Garage Door El Monte provides emergency repair service and can typically respond same day. If you're in the middle of a problem right now, contact us directly for immediate help. You can also review our FAQ page for quick answers to common questions while you wait.
How Much Does Emergency Garage Door Repair Cost?
Honestly, emergency service typically costs more than a scheduled daytime appointment. that's true across the industry. But the cost of not addressing a broken door quickly (additional component damage, security risk, being locked out of your car) usually exceeds the premium.

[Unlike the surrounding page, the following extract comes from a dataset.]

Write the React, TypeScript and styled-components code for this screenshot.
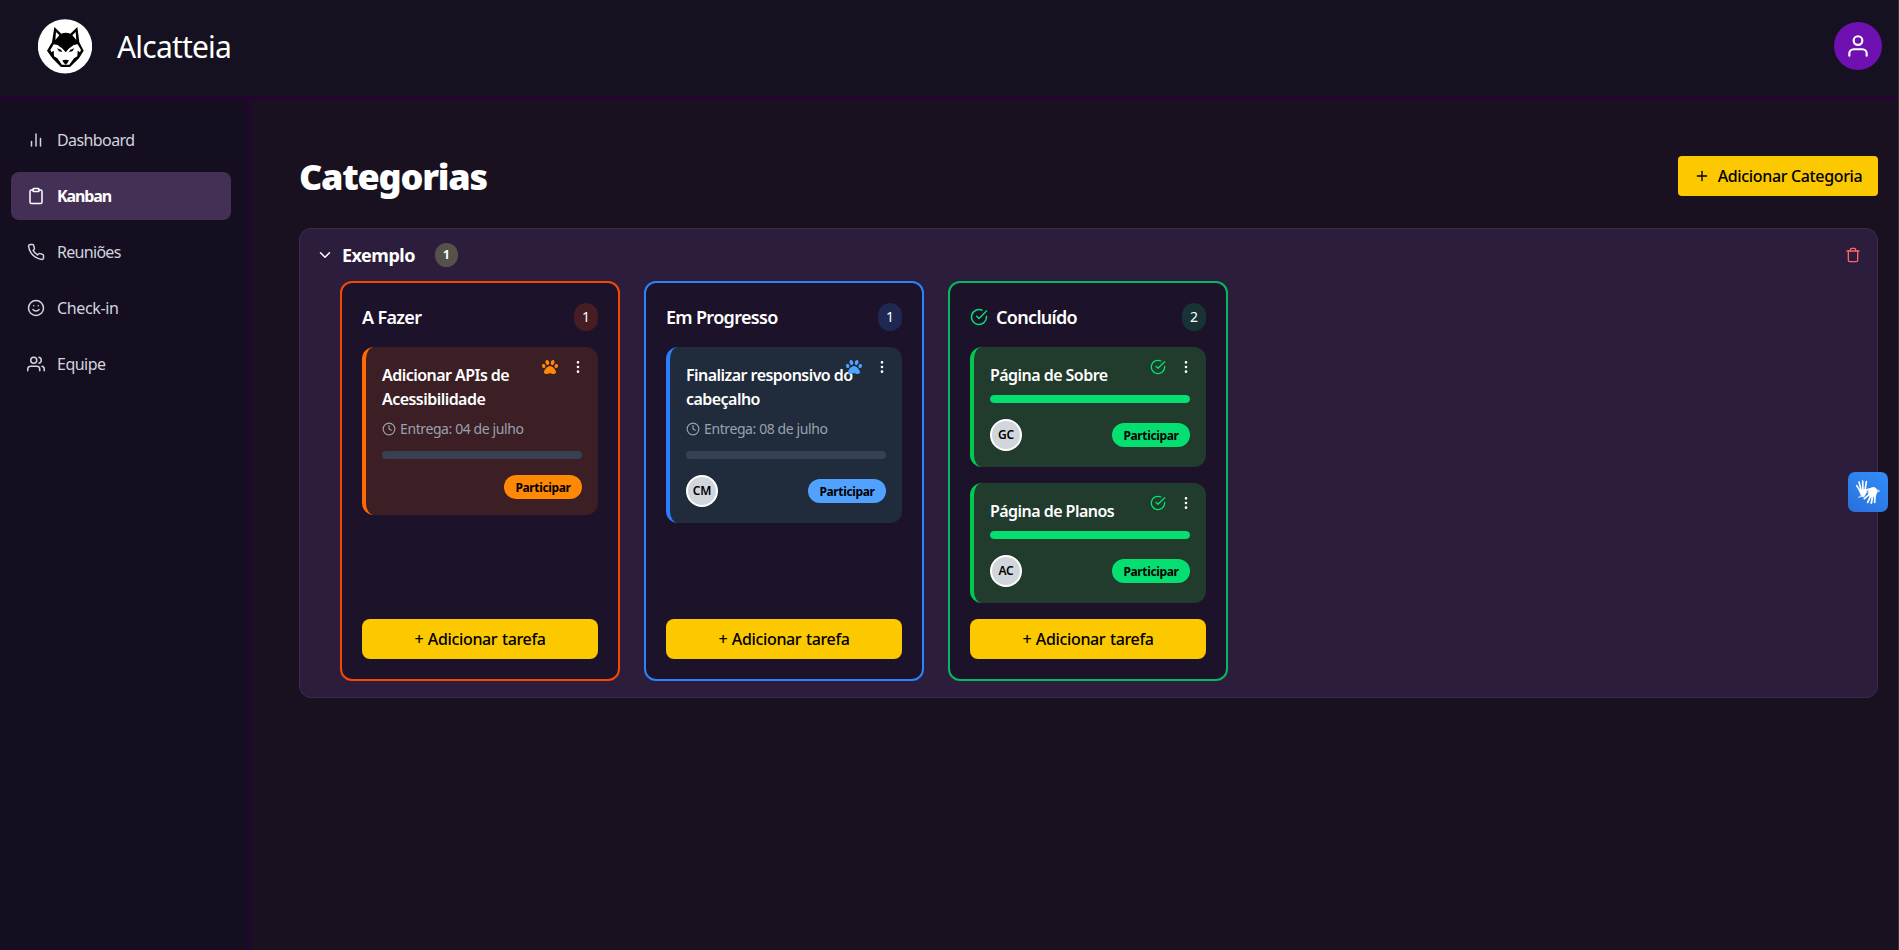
import React from "react";
import styled, { createGlobalStyle } from "styled-components";
import {
  FiBarChart2,
  FiCheckCircle,
  FiChevronDown,
  FiClipboard,
  FiClock,
  FiMoreVertical,
  FiPhone,
  FiPlus,
  FiSmile,
  FiTrash,
  FiUser,
  FiUsers,
} from "react-icons/fi";
import { FaPaw } from "react-icons/fa";

const GlobalStyle = createGlobalStyle`
  *, *::before, *::after { box-sizing: border-box; }
  body {
    margin: 0;
    background: #1a1120;
    color: #fff;
    font-family: "Segoe UI", "Noto Sans", "Open Sans", sans-serif;
    font-size: 16px;
    line-height: 24px;
    overflow: hidden;
  }
  svg { display: block; flex: none; }
  button { font: inherit; color: inherit; border: 0; padding: 0; background: none; cursor: pointer; }
`;

const Page = styled.div`
  display: flex;
  flex-direction: column;
  height: 100vh;
  border-right: 1px solid #353638;
`;

const Header = styled.header`
  display: flex;
  align-items: center;
  justify-content: space-between;
  flex: none;
  height: 100px;
  padding: 0 16px 4px 38px;
  background: #151120;
  border-bottom: 4px solid #23062f;
`;

const Brand = styled.div`
  display: flex;
  align-items: center;
  gap: 25px;
`;

const BrandName = styled.span`
  font-size: 30px;
  line-height: 36px;
  letter-spacing: -0.8px;
  padding-top: 1px;
`;

const ProfileButton = styled.button`
  display: grid;
  place-items: center;
  width: 48px;
  height: 48px;
  border-radius: 50%;
  background: #6e11b0;
`;

const Body = styled.div`
  display: flex;
  flex: 1;
  min-height: 0;
`;

const Sidebar = styled.nav`
  display: flex;
  flex-direction: column;
  gap: 8px;
  flex: none;
  width: 251px;
  padding: 16px 16px 0 11px;
  background: #150e21;
  border-right: 4px solid #23062f;
`;

const NavItem = styled.a<{ $active?: boolean; $tracking: number }>`
  display: flex;
  align-items: center;
  gap: 12px;
  height: 48px;
  padding: 0 16px;
  border-radius: 8px;
  letter-spacing: ${(p) => p.$tracking}px;
  background: ${(p) => (p.$active ? "#443055" : "transparent")};
  color: ${(p) => (p.$active ? "#fff" : "#d1d5dc")};
  font-weight: ${(p) => (p.$active ? 700 : 400)};
`;

const Main = styled.main`
  flex: 1;
  padding: 56px 20px 0 48px;
`;

const TitleRow = styled.div`
  display: flex;
  align-items: flex-start;
  justify-content: space-between;
  height: 72px;
`;

const Title = styled.h1`
  margin: 0;
  padding-top: 1px;
  font-size: 36px;
  line-height: 40px;
  font-weight: 900;
  letter-spacing: -1.25px;
`;

const AddCategory = styled.button`
  display: flex;
  align-items: center;
  justify-content: center;
  gap: 8px;
  width: 200px;
  height: 40px;
  border-radius: 4px;
  background: #fcc800;
  color: #000;
  font-weight: 500;
  letter-spacing: -0.35px;
`;

const Panel = styled.section`
  border: 1px solid #3c2c4b;
  border-radius: 12px;
  padding: 12px 16px 16px;
  background: #2b1d3b;
`;

const PanelHeader = styled.div`
  display: flex;
  align-items: center;
  height: 28px;
  margin-bottom: 12px;
`;

const PanelTitle = styled.h2`
  margin: 0 20px 0 8px;
  font-size: 18px;
  line-height: 28px;
  font-weight: 700;
  letter-spacing: -0.5px;
`;

const PanelCount = styled.span`
  display: grid;
  place-items: center;
  width: 23px;
  height: 24px;
  border-radius: 12px;
  background: #57514b;
  font-size: 12px;
  font-weight: 700;
`;

const DeleteButton = styled.button`
  margin-left: auto;
  color: #ff6467;
`;

const Columns = styled.div`
  display: flex;
  gap: 24px;
  padding-left: 24px;
`;

const Column = styled.section<{ $border: string }>`
  display: flex;
  flex-direction: column;
  width: 280px;
  height: 400px;
  padding: 20px;
  border: 2px solid ${(p) => p.$border};
  border-radius: 12px;
  background: #1c1229;
`;

const ColumnHeader = styled.div`
  display: flex;
  align-items: center;
  gap: 8px;
  height: 28px;
  margin-bottom: 16px;
`;

const ColumnTitle = styled.h3`
  margin: 0;
  font-size: 18px;
  line-height: 28px;
  font-weight: 600;
  letter-spacing: -0.68px;
`;

const ColumnCount = styled.span<{ $bg: string }>`
  display: grid;
  place-items: center;
  width: 24px;
  height: 28px;
  margin-left: auto;
  border-radius: 12px;
  background: ${(p) => p.$bg};
  font-size: 14px;
`;

const CardList = styled.div`
  display: flex;
  flex: 1;
  flex-direction: column;
  gap: 16px;
`;

const Card = styled.article<{ $bg: string; $edge: string }>`
  position: relative;
  padding: 16px;
  border-left: 4px solid ${(p) => p.$edge};
  border-radius: 12px;
  background: ${(p) => p.$bg};
`;

const CardTools = styled.div`
  position: absolute;
  top: 12px;
  right: 12px;
  display: flex;
  gap: 12px;
`;

const CardTitle = styled.h4`
  margin: 0 0 8px;
  font-size: 16px;
  line-height: 24px;
  font-weight: 600;
  letter-spacing: -0.54px;
  white-space: pre-line;
`;

const DueDate = styled.div`
  display: flex;
  align-items: center;
  gap: 4px;
  height: 20px;
  margin-bottom: 12px;
  color: #99a1af;
  font-size: 14px;
  line-height: 20px;
  letter-spacing: -0.4px;
`;

const Track = styled.div`
  height: 8px;
  margin-bottom: 16px;
  border-radius: 4px;
  background: #364153;
  overflow: hidden;
`;

const Fill = styled.div`
  height: 100%;
  border-radius: 4px;
  background: #05df72;
`;

const CardFooter = styled.div`
  display: flex;
  align-items: center;
`;

const Avatar = styled.span`
  display: grid;
  place-items: center;
  width: 32px;
  height: 32px;
  border: 2px solid #fff;
  border-radius: 50%;
  background: #d1d5dc;
  color: #000;
  font-size: 12px;
  font-weight: 600;
  letter-spacing: -0.2px;
`;

const JoinButton = styled.button<{ $bg: string }>`
  width: 78px;
  height: 24px;
  margin-left: auto;
  padding-top: 1px;
  border-radius: 12px;
  background: ${(p) => p.$bg};
  color: #000;
  font-size: 12px;
  line-height: 23px;
  font-weight: 700;
  letter-spacing: -0.35px;
`;

const AddTask = styled.button`
  height: 40px;
  border-radius: 8px;
  background: #fcc800;
  color: #000;
  font-weight: 500;
  letter-spacing: -0.35px;
  word-spacing: 0.8px;
`;

const SignLanguageButton = styled.button`
  position: fixed;
  top: 472px;
  right: 11px;
  width: 40px;
  height: 40px;
  border-radius: 7px;
  background: linear-gradient(30deg, #2970dc, #338df8);
`;

function WolfLogo() {
  return (
    <svg width="54" height="55" viewBox="114 54 162 165">
      <circle cx="195" cy="136" r="81.5" fill="#fff" />
      <path
        d="M163 78 184 98Q197 93 211 98L232 78 238 124 251 149 237 172 210 198H183L157 172 141 149 156 124Z"
        fill="#000"
      />
      <path
        d="M168 93 178 103 166 117ZM227 93 217 103 229 117ZM161 130 173 132 188 143 197 154 206 143 221 132 233 130 243 147 240 154 233 149 232 166 222 172 208 191H186L172 172 162 166 161 149 154 154 151 147Z"
        fill="#fff"
      />
      <path
        d="M171 142 183 146 187 153 177 151ZM223 142 211 146 207 153 217 151ZM187 178Q197 174 207 178L203 185 197 191 191 185Z"
        fill="#000"
      />
    </svg>
  );
}

function SigningHands() {
  return (
    <svg width="40" height="40" viewBox="0 0 120 120" fill="none" stroke="#fff" strokeLinecap="round" strokeLinejoin="round">
      <path d="M26 41 38 60M33 30 40 56M44 27 45 56M55 29 51 56" strokeWidth="5" />
      <path d="M36 58 52 52 56 60 48 74 41 74Z" fill="#fff" strokeWidth="2" />
      <path d="M32 76 38 73" strokeWidth="4" opacity="0.6" />
      <path d="M49 80 63 68M59 91 69 70M70 93 74 70M80 91 81 68M48 55 68 51" strokeWidth="5.5" />
      <path d="M60 59 68 48 78 46 86 51 87 61 82 73 66 73Z" fill="#fff" strokeWidth="2" />
      <path d="M87 57H92" strokeWidth="7" opacity="0.6" />
    </svg>
  );
}

const navItems = [
  { label: "Dashboard", Icon: FiBarChart2, tracking: -0.6 },
  { label: "Kanban", Icon: FiClipboard, tracking: -1.1, active: true },
  { label: "Reuniões", Icon: FiPhone, tracking: -0.7 },
  { label: "Check-in", Icon: FiSmile, tracking: -0.35 },
  { label: "Equipe", Icon: FiUsers, tracking: -0.5 },
];

type Task = { title: string; due?: string; member?: string };

type Stage = {
  name: string;
  done?: boolean;
  border: string;
  countBg: string;
  cardBg: string;
  edge: string;
  accent: string;
  tasks: Task[];
};

const stages: Stage[] = [
  {
    name: "A Fazer",
    border: "#f54900",
    countBg: "#451d22",
    cardBg: "#3c1f25",
    edge: "#ff6900",
    accent: "#ff8904",
    tasks: [{ title: "Adicionar APIs de\nAcessibilidade", due: "04 de julho" }],
  },
  {
    name: "Em Progresso",
    border: "#2984fb",
    countBg: "#1e2853",
    cardBg: "#202c3b",
    edge: "#2b7fff",
    accent: "#51a2ff",
    tasks: [{ title: "Finalizar responsivo do\ncabeçalho", due: "08 de julho", member: "CM" }],
  },
  {
    name: "Concluído",
    done: true,
    border: "#05b95f",
    countBg: "#183335",
    cardBg: "#213b2d",
    edge: "#00c950",
    accent: "#05df72",
    tasks: [
      { title: "Página de Sobre", member: "GC" },
      { title: "Página de Planos", member: "AC" },
    ],
  },
];

export default function App() {
  return (
    <Page>
      <GlobalStyle />
      <Header>
        <Brand>
          <WolfLogo />
          <BrandName>Alcatteia</BrandName>
        </Brand>
        <ProfileButton aria-label="Perfil">
          <FiUser size={26} />
        </ProfileButton>
      </Header>
      <Body>
        <Sidebar>
          {navItems.map(({ label, Icon, tracking, active }) => (
            <NavItem key={label} $active={active} $tracking={tracking}>
              <Icon size={18} />
              {label}
            </NavItem>
          ))}
        </Sidebar>
        <Main>
          <TitleRow>
            <Title>Categorias</Title>
            <AddCategory>
              <FiPlus size={16} />
              Adicionar Categoria
            </AddCategory>
          </TitleRow>
          <Panel>
            <PanelHeader>
              <FiChevronDown size={18} />
              <PanelTitle>Exemplo</PanelTitle>
              <PanelCount>1</PanelCount>
              <DeleteButton aria-label="Excluir">
                <FiTrash size={16} />
              </DeleteButton>
            </PanelHeader>
            <Columns>
              {stages.map((s) => (
                <Column key={s.name} $border={s.border}>
                  <ColumnHeader>
                    {s.done && <FiCheckCircle size={18} color={s.accent} />}
                    <ColumnTitle>{s.name}</ColumnTitle>
                    <ColumnCount $bg={s.countBg}>{s.tasks.length}</ColumnCount>
                  </ColumnHeader>
                  <CardList>
                    {s.tasks.map((t) => (
                      <Card key={t.title} $bg={s.cardBg} $edge={s.edge}>
                        <CardTitle>{t.title}</CardTitle>
                        <CardTools>
                          {s.done ? (
                            <FiCheckCircle size={16} color={s.accent} />
                          ) : (
                            <FaPaw size={16} color={s.accent} />
                          )}
                          <FiMoreVertical size={16} />
                        </CardTools>
                        {t.due && (
                          <DueDate>
                            <FiClock size={14} />
                            Entrega: {t.due}
                          </DueDate>
                        )}
                        <Track>{s.done && <Fill />}</Track>
                        <CardFooter>
                          {t.member && <Avatar>{t.member}</Avatar>}
                          <JoinButton $bg={s.accent}>Participar</JoinButton>
                        </CardFooter>
                      </Card>
                    ))}
                  </CardList>
                  <AddTask>+ Adicionar tarefa</AddTask>
                </Column>
              ))}
            </Columns>
          </Panel>
        </Main>
      </Body>
      <SignLanguageButton aria-label="Libras">
        <SigningHands />
      </SignLanguageButton>
    </Page>
  );
}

For reference, a broken spring replacement is one of the most common emergency calls and is generally a straightforward job for a trained technician. Cable replacements, sensor realignment, and opener resets are also relatively quick fixes when handled by someone who knows what they're doing.
Get a clear estimate before any work begins, and make sure you understand what parts and labor are covered. A reputable company will explain exactly what failed and why before touching anything.
Frequently Asked Questions
My garage door makes a grinding noise but still opens. is that an emergency?
Not necessarily an emergency, but it is a warning sign you shouldn't ignore. Grinding often indicates worn rollers, a dry spring, or debris in the tracks. Left alone, these small issues can become bigger failures. Schedule a maintenance visit before it turns into an actual emergency.
Can I leave my car in the garage if the door is broken and stuck closed?
If you can access your car through an interior door to your home, that's an option short-term. But don't attempt to force the door open if the spring or cable is compromised. you risk injury and additional damage. Call a technician and get an assessment before trying anything manual.
How do I know if my garage door issue is an emergency vs. something that can wait?
If the door is stuck open (security risk), hanging unevenly (physical hazard), or you heard a loud snap (likely broken spring), treat it as an emergency. If the door works but is slow, noisy, or unresponsive to the remote, you likely have time to schedule a standard service call within a day or two.